Shoot orientation affects vessel size, shoot hydraulic conductivity and shoot growth rate in Vitis vinifera L.

Single-shooted grapevines were grown in containers and their shoot was oriented to the vertical upward, or the 45° downward position. Part of the plants were trained first upward, then downward, then again upward (N-shaped plants). Shoot length and total leaf area were lower in the N-shaped shoots than in the upward shoots, and in the downward shoots in comparison to the N-shaped ones. The decrease in shoot growth rate required the shoot apex to be growing downwards for at least 10 internodes. The apical leaves of downward shoots had lower stomatal conductance and lower water potential. Shoot hydraulic conductivity kh, measured after elimination of xylem embolisms, was lower in downward than in upward shoots. In N-shaped shoots kh was high in upward growing shoot portions, and low in downward growing portions.

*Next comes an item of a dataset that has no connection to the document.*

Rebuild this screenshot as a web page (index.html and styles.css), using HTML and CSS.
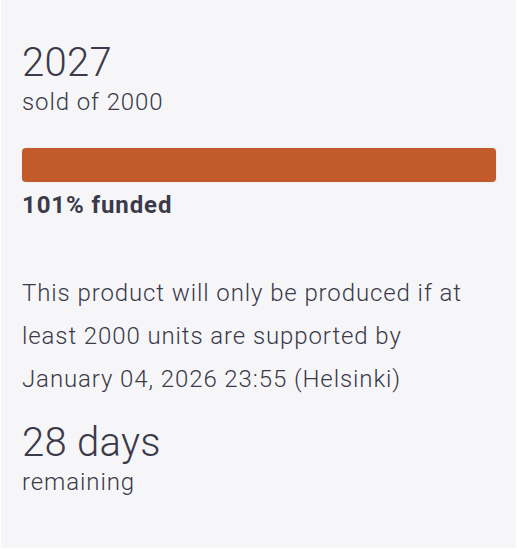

The reduction of kh in downward shoot portions could be explained by a decrease in xylem cross area and by a decrease in shoot specific conductivity ks. Xylem structure (number of wedges, number of vessels per wedge) showed no differences among the different shoot orientations. On the contrary, in agreement with the conductivity data, average vessel transectional area and the summation of vessel cross areas (total conducting area) were significantly lower in downward shoots and in the downward growing portion of N-shaped shoots. Shoot bending was not necessarily associated with decreases in conductivity and in vessel cross areas. These data are consistent with a model where downward shoot orientation negatively affects xylem development immediately below the apex without directly affecting shoot growth rate, while the lower conductivity of downward shoot portions, accumulated for several internodes, restrains transport of water and solutes to the growing apex, eventually lowering its growth rate.